Capsule summary: Powered largely by several hundred dollars in sales driven by conversion optimizer and the effect of a Halloween advertising campaign which I didn’t plan but the machine ended up executing anyhow (a story which is getting its own post tomorrow — its truly amazing), I had my best month ever, beating my previous best month ever (September 2007) by about a factor of two.

Sales: 77 (includes 1 refund, 33 CDs)

Gross Sales: $2,036

Expenses:

GoDaddy: $7

e-junkie: $5

CrazyEgg: $9

AdCenter: $15

AdWords: $407 (oof, that number would give me heartburn most months!)

SwiftCD: $175

Freelancers (Daily Bingo Cards writers — I pay sort of generously): $315

Slicehost (what Daily Bingo Cards runs on): $20

Daily Bingo Cards domain (2 years) : $20

Total Expenses: $974 (heartburn!)

Total Profit: $1,062 (first month over $1,000, woohoo)

Selected Assorted Stats:

Visits: 20.5k

Trial Downloads: ~3.5k

Happiest Moment: I got mentioned as saving the day on a fourth-grade teacher’s Xanga

As you can see by the above, my major ongoing expense is AdWords, as usual.  The majority of the charges associated with Daily Bingo Cards are not going to be recurring, although I do have agreements with two of my freelancers to provide me 30 bingo cards a month at $2.50 each, so that is an ongoing commitment of $150.  That is slightly more than I had been paying when I started but I was pleasantly suprised at the quality I was getting and am willing to pay for it.  Plus, look at it this way — I only have to pay to get the cellular biology activity written once, but it will be up for years happily collecting downloads.  At my typical 2.5% conversion rate, I break even on a bingo card which delivers about four trial downloads.  Several have already done so.  Other than the cards, my only ongoing cost for DBC is the Slicehost hosting, a steal at $20, so the first sale a month goes to hosting/domain renewal fees and it is all gravy after that.

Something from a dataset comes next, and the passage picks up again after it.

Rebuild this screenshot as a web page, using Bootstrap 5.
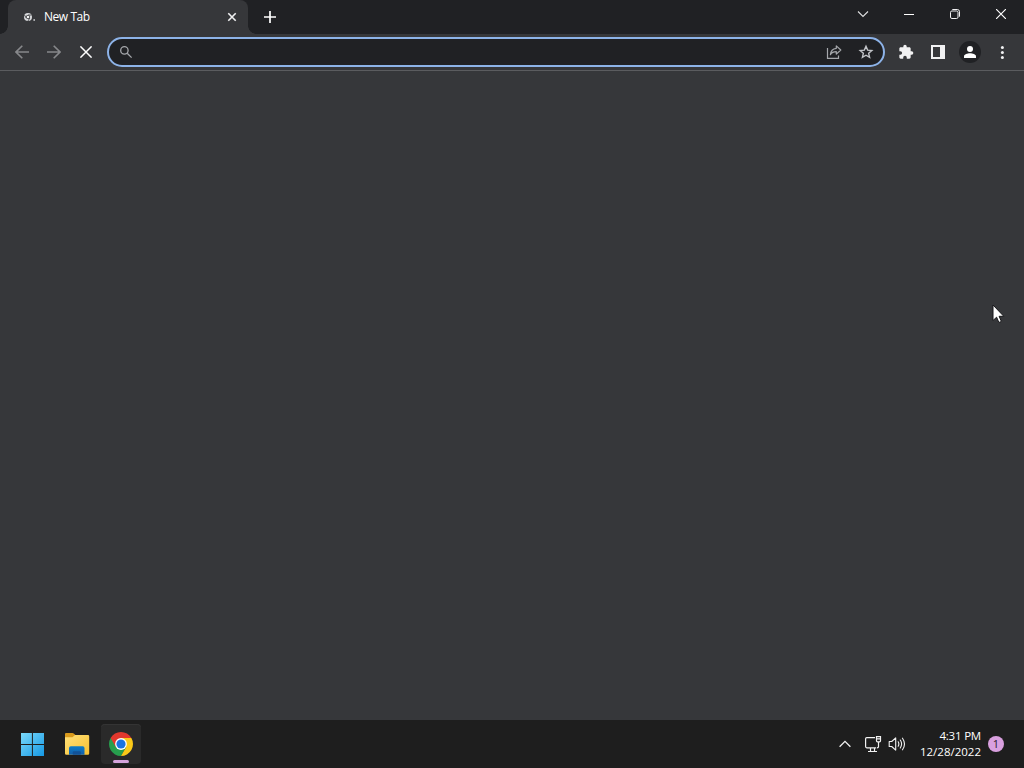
<!DOCTYPE html>
<html lang="en">
<head>
  <meta charset="UTF-8" />
  <meta name="viewport" content="width=device-width, initial-scale=1.0"/>
  <title>New Tab</title>
  <link href="https://cdn.jsdelivr.net/npm/bootstrap@5.3.3/dist/css/bootstrap.min.css" rel="stylesheet">
  <style>
    body {
      background-color: #36373a;
      color: #f1f1f2;
      font-family: "Open Sans", "Noto Sans", sans-serif;
      font-size: 12px;
      height: 100vh;
      overflow: hidden;
    }

    svg {
      display: block;
      flex: none;
    }

    button {
      background: none;
      border: 0;
      padding: 0;
      color: inherit;
      display: flex;
      align-items: center;
      justify-content: center;
      flex: none;
    }

    .tab-strip {
      height: 34px;
      background-color: #202124;
      padding-left: 8px;
    }

    .browser-tab {
      position: relative;
      width: 240px;
      height: 34px;
      background-color: #36373a;
      border-radius: 8px 8px 0 0;
      padding: 0 8px 0 14px;
    }

    /* curved feet of the active tab */
    .browser-tab::before,
    .browser-tab::after {
      content: "";
      position: absolute;
      bottom: 0;
      width: 8px;
      height: 8px;
    }

    .browser-tab::before {
      left: -8px;
      background: radial-gradient(circle at 0 0, transparent 7.5px, #36373a 8px);
    }

    .browser-tab::after {
      right: -8px;
      background: radial-gradient(circle at 100% 0, transparent 7.5px, #36373a 8px);
    }

    .tab-title {
      font-size: 12px;
      letter-spacing: -0.45px;
      margin-left: 8px;
      line-height: 34px;
      color: #fff;
    }

    .tab-close {
      width: 16px;
      height: 16px;
    }

    .new-tab-btn {
      width: 28px;
      height: 34px;
      margin-left: 8px;
    }

    .win-btn {
      width: 46px;
      height: 28px;
    }

    .toolbar {
      height: 37px;
      padding: 0 6px;
      border-bottom: 1px solid #5b5c5f;
    }

    .tool-btn {
      width: 32px;
      height: 32px;
    }

    .dim {
      color: #87888b;
    }

    .omnibox {
      height: 30px;
      margin: 0 5px;
      padding: 0 1px 0 10px;
      background-color: #202124;
      border: 2px solid #8db3e8;
      border-radius: 15px;
      color: #a5a7ab;
    }

    .avatar-disc {
      width: 22px;
      height: 22px;
      background-color: #202124;
    }

    .taskbar {
      height: 48px;
      background-color: #1e1e1e;
      padding: 0 20px 0 12px;
    }

    .task-icons {
      gap: 4.5px;
    }

    .task-btn {
      position: relative;
      width: 40px;
      height: 40px;
      border-radius: 4px;
    }

    .task-btn.running {
      background-color: #2a2a2a;
      box-shadow: inset 0 1px 0 #343434;
    }

    .task-btn.running::after {
      content: "";
      position: absolute;
      left: 12px;
      bottom: 1px;
      width: 16px;
      height: 3px;
      border-radius: 2px;
      background-color: #d5a3dc;
    }

    .tray-network {
      width: 18px;
      margin-left: 13px;
    }

    .tray-volume {
      width: 18px;
      margin-left: 6px;
    }

    .clock {
      width: 75px;
      font-size: 11.5px;
      line-height: 16px;
      color: #fff;
    }

    .clock-time {
      letter-spacing: -0.2px;
    }

    .notify {
      width: 16px;
      height: 16px;
      margin-left: 7px;
      background-color: #d9a0df;
      color: #2a1b2c;
      font-size: 11px;
      line-height: 16px;
    }

    .pointer {
      position: absolute;
      left: 992px;
      top: 304px;
    }
  </style>
</head>
<body class="d-flex flex-column">

  <!-- Tabs and window controls -->
  <div class="tab-strip d-flex">
    <div class="browser-tab d-flex align-items-center">
      <svg width="14" height="14" viewBox="0 0 14 14" fill="none">
        <circle cx="6" cy="7" r="4" fill="#d6d7da"/>
        <path d="M6 5h3.800M4.200 8L2.500 5M7.700 8L6 11" stroke="#36373a" stroke-width=".8"/>
        <circle cx="6" cy="7" r="2.100" fill="#36373a"/>
        <circle cx="6" cy="7" r="1.300" fill="#f1f1f2"/>
        <rect x="11.400" y="9.200" width="1.600" height="1.600" fill="#c8c9cc"/>
      </svg>
      <span class="tab-title">New Tab</span>
      <button class="tab-close ms-auto" aria-label="Close tab">
        <svg width="10" height="10" viewBox="0 0 10 10"><path d="M1.300 1.300l7.400 7.400M8.700 1.300L1.300 8.700" stroke="#f1f1f2" stroke-width="1.600"/></svg>
      </button>
    </div>
    <button class="new-tab-btn" aria-label="Add tab">
      <svg width="12" height="12" viewBox="0 0 12 12"><path d="M6 0v12M0 6h12" stroke="#fff" stroke-width="1.700"/></svg>
    </button>
    <div class="d-flex ms-auto">
      <button class="win-btn" aria-label="Search tabs">
        <svg width="12" height="8" viewBox="0 0 12 8" fill="none"><path d="M1 1.500l5 5 5-5" stroke="#dedfe0" stroke-width="1.100"/></svg>
      </button>
      <button class="win-btn" aria-label="Minimize">
        <svg width="10" height="10" viewBox="0 0 10 10"><path d="M0 5.500h10" stroke="#fff"/></svg>
      </button>
      <button class="win-btn" aria-label="Restore">
        <svg width="10" height="10" viewBox="0 0 10 10" fill="none" stroke="#f1f1f2">
          <rect x=".5" y="2" width="7.500" height="7.500" rx="1.400"/>
          <path d="M2.300.5h5a2.200 2.200 0 0 1 2.200 2.200v5"/>
        </svg>
      </button>
      <button class="win-btn" aria-label="Close">
        <svg width="10" height="10" viewBox="0 0 10 10"><path d="M0 0l10 10M10 0L0 10" stroke="#fff" stroke-width="1.150"/></svg>
      </button>
    </div>
  </div>

  <!-- Toolbar -->
  <div class="toolbar d-flex align-items-center">
    <button class="tool-btn dim" aria-label="Back">
      <svg width="14" height="14" viewBox="0 0 14 14" fill="none" stroke="currentColor" stroke-width="1.600"><path d="M14 7H1.200M7.300.7L1 7l6.300 6.300"/></svg>
    </button>
    <button class="tool-btn dim" aria-label="Forward">
      <svg width="14" height="14" viewBox="0 0 14 14" fill="none" stroke="currentColor" stroke-width="1.600"><path d="M0 7h12.800M6.700.7L13 7l-6.300 6.300"/></svg>
    </button>
    <button class="tool-btn" aria-label="Stop">
      <svg width="12" height="12" viewBox="0 0 12 12" stroke="#fff" stroke-width="1.500"><path d="M.4.4l11.200 11.200M11.600.4L.4 11.600"/></svg>
    </button>

    <div class="omnibox d-flex align-items-center flex-grow-1">
      <svg width="14" height="14" viewBox="0 0 14 14" fill="none" stroke="currentColor" stroke-width="1.300">
        <circle cx="5.400" cy="5.400" r="3.700"/>
        <path d="M8.200 8.200l4.400 4.400"/>
      </svg>
      <button class="tool-btn ms-auto" aria-label="Share">
        <svg width="16" height="16" viewBox="0 0 16 16" fill="none" stroke="currentColor" stroke-width="1.200">
          <path d="M1.500 4v10.400h11V11.600"/>
          <path d="M10.300 1.900l4.500 4.100-4.500 4.100V7.700c-2.800 0-4.700.9-5.900 3 .3-3.600 2.500-6 5.900-6.400z" stroke-linejoin="round"/>
        </svg>
      </button>
      <button class="tool-btn" aria-label="Bookmark">
        <svg width="16" height="16" viewBox="0 0 16 16" fill="none" stroke="#c3c5c9" stroke-width="1.400">
          <path d="M8 2.200l1.650 3.900 4.200.4-3.200 2.800.95 4.100L8 11.200l-3.600 2.200.95-4.100-3.200-2.800 4.200-.4z"/>
        </svg>
      </button>
    </div>

    <button class="tool-btn" aria-label="Extensions">
      <svg width="16" height="16" viewBox="0 0 24 24" fill="#f1f1f2"><path d="M20.500 11H19V7c0-1.100-.9-2-2-2h-4V3.500a2.500 2.500 0 0 0-5 0V5H4c-1.100 0-2 .9-2 2v3.800h1.500a2.700 2.700 0 0 1 0 5.400H2V20c0 1.100.9 2 2 2h3.800v-1.500a2.700 2.700 0 0 1 5.400 0V22H17c1.100 0 2-.9 2-2v-4h1.500a2.500 2.500 0 0 0 0-5z"/></svg>
    </button>
    <button class="tool-btn" aria-label="Side panel">
      <svg width="14" height="14" viewBox="0 0 14 14" fill="none"><rect x="1" y="1" width="12" height="12" stroke="#f1f1f2" stroke-width="2"/><path d="M9 1h4v12H9z" fill="#f1f1f2"/></svg>
    </button>
    <button class="tool-btn" aria-label="Profile">
      <span class="avatar-disc rounded-circle d-flex align-items-center justify-content-center">
        <svg width="12" height="12" viewBox="0 0 12 12" fill="#fff"><circle cx="6" cy="3" r="3"/><path d="M0 12v-1.600C0 8.300 3.500 7.300 6 7.300s6 1 6 3.100V12z"/></svg>
      </span>
    </button>
    <button class="tool-btn" aria-label="Menu">
      <svg width="4" height="14" viewBox="0 0 4 14" fill="#f1f1f2"><circle cx="2.400" cy="2.400" r="1.500"/><circle cx="2.400" cy="7.400" r="1.500"/><circle cx="2.400" cy="12.400" r="1.500"/></svg>
    </button>
  </div>

  <!-- Page is still loading -->
  <main class="flex-grow-1"></main>

  <!-- Taskbar -->
  <div class="taskbar d-flex align-items-center">
    <div class="task-icons d-flex">
      <button class="task-btn" aria-label="Start">
        <svg width="24" height="24" viewBox="0 0 24 24">
          <defs>
            <linearGradient id="win" x1="0" y1="0" x2="24" y2="24" gradientUnits="userSpaceOnUse">
              <stop offset="0" stop-color="#7fdcfb"/>
              <stop offset="1" stop-color="#1598e4"/>
            </linearGradient>
          </defs>
          <path d="M1 1h10.900v10.900H1zM12.900 1H24v10.900H12.900zM1 12.900h10.900V24H1zM12.900 12.900H24V24H12.900z" fill="url(#win)"/>
        </svg>
      </button>
      <button class="task-btn" aria-label="File Explorer">
        <svg width="26" height="24" viewBox="0 0 26 24">
          <defs>
            <linearGradient id="folder" x1="0" y1="0" x2="1" y2="1">
              <stop offset="0" stop-color="#ffe07a"/>
              <stop offset="1" stop-color="#f8c130"/>
            </linearGradient>
            <linearGradient id="pocket" x1="0" y1="0" x2="0" y2="1">
              <stop offset="0" stop-color="#0c7cc8"/>
              <stop offset="1" stop-color="#135fa9"/>
            </linearGradient>
          </defs>
          <path d="M2 1h6.500q.7 0 1.200.5L12 3.500V8H1V2q0-1 1-1z" fill="#d99a1c"/>
          <path d="M1 5.200h7.500L11 3h13q1.200 0 1.200 1.200v17.300q0 1.200-1.200 1.200H2.200Q1 22.700 1 21.500z" fill="url(#folder)"/>
          <path d="M5 22.700v-6.700q0-1.800 1.800-1.800h11.900q1.800 0 1.800 1.800v6.700z" fill="url(#pocket)"/>
          <path d="M8.800 22.700v-2.400q0-1 1-1h6q1 0 1 1v2.400z" fill="#125297"/>
        </svg>
      </button>
      <button class="task-btn running" aria-label="Google Chrome">
        <svg width="24" height="24" viewBox="0 0 24 24">
          <path d="M1.610 6A12 12 0 0 0 12 24l5.200-9L12 12z" fill="#279e4d"/>
          <path d="M12 12V6h10.390A12 12 0 0 1 12 24l5.200-9z" fill="#fbc918"/>
          <path d="M1.610 6L6.800 15 12 6h10.390A12 12 0 0 0 1.610 6z" fill="#e2382d"/>
          <circle cx="12" cy="12" r="5.900" fill="#fff"/>
          <circle cx="12" cy="12" r="4.600" fill="#1b73e0"/>
        </svg>
      </button>
    </div>

    <div class="d-flex align-items-center ms-auto">
      <button aria-label="Hidden icons">
        <svg width="12" height="8" viewBox="0 0 12 8" fill="none"><path d="M.6 6.800L6 1.400l5.400 5.400" stroke="#f1f1f1" stroke-width="1.300"/></svg>
      </button>
      <button class="tray-network" aria-label="Network">
        <svg width="18" height="18" viewBox="0 0 18 18" fill="none" stroke="#f1f1f1" stroke-width="1.200">
          <path d="M11 2.600H2.800q-1.200 0-1.200 1.200v7.800q0 1.200 1.200 1.200h9.400M6.500 12.800v3.400M10.500 12.800v3.400M4 16.500h9"/>
          <path d="M12.500 1.600h4v4.200q0 1-1 1h-2q-1 0-1-1zM12.500 3.800h4M14.500 6.800v5q0 1-1.500 1"/>
        </svg>
      </button>
      <button class="tray-volume" aria-label="Volume">
        <svg width="18" height="16" viewBox="0 0 18 16" fill="none" stroke="#f1f1f1" stroke-width="1.100" stroke-linejoin="round" stroke-linecap="round">
          <path d="M1.200 5.500h2.500l4-3.600v12.200l-4-3.600H1.200z"/>
          <path d="M10.200 5.800q1.300 2.200 0 4.400M12.300 4q2.600 4 0 8M14.500 2.200q4 5.800 0 11.600"/>
        </svg>
      </button>
      <div class="clock text-end">
        <div class="clock-time">4:31 PM</div>
        <div>12/28/2022</div>
      </div>
      <span class="notify rounded-circle text-center">1</span>
    </div>
  </div>

  <svg class="pointer" width="13" height="20" viewBox="0 0 13 20"><path d="M1 1v15.500l3.600-3.300 2.300 5.300 2.500-1.100-2.300-5.100h4.700z" fill="#fff" stroke="#17171a" stroke-width="1"/></svg>

  <script src="https://cdn.jsdelivr.net/npm/bootstrap@5.3.3/dist/js/bootstrap.bundle.min.js"></script>
</body>
</html>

I will have a more detailed update on the stats of Daily Bingo Cards later, but it is showing the nice sort of snowflake trapping power that I wanted:

Getting Snowflake Queries

It is often said by quite knowledgeable SEOs that you can’t rank for anything of importance in less than about a year and a half.  That is probably quite true if your definition of something of importance is [California mortgage] or [buy wii] or something else with obvious commercial relevance.  For my business, queries like the ones you see above (and the 80 I’m not showing you because stitching together JPEGs is not an effective use of my day) are the important ones.  Let other folks fight it out over [bingo cards] and its 8% conversion rates — my snowflakes do about triple that, you can rank for them in a week, there is no competition, and the volume will be quite nice after I start ranking for even more of them.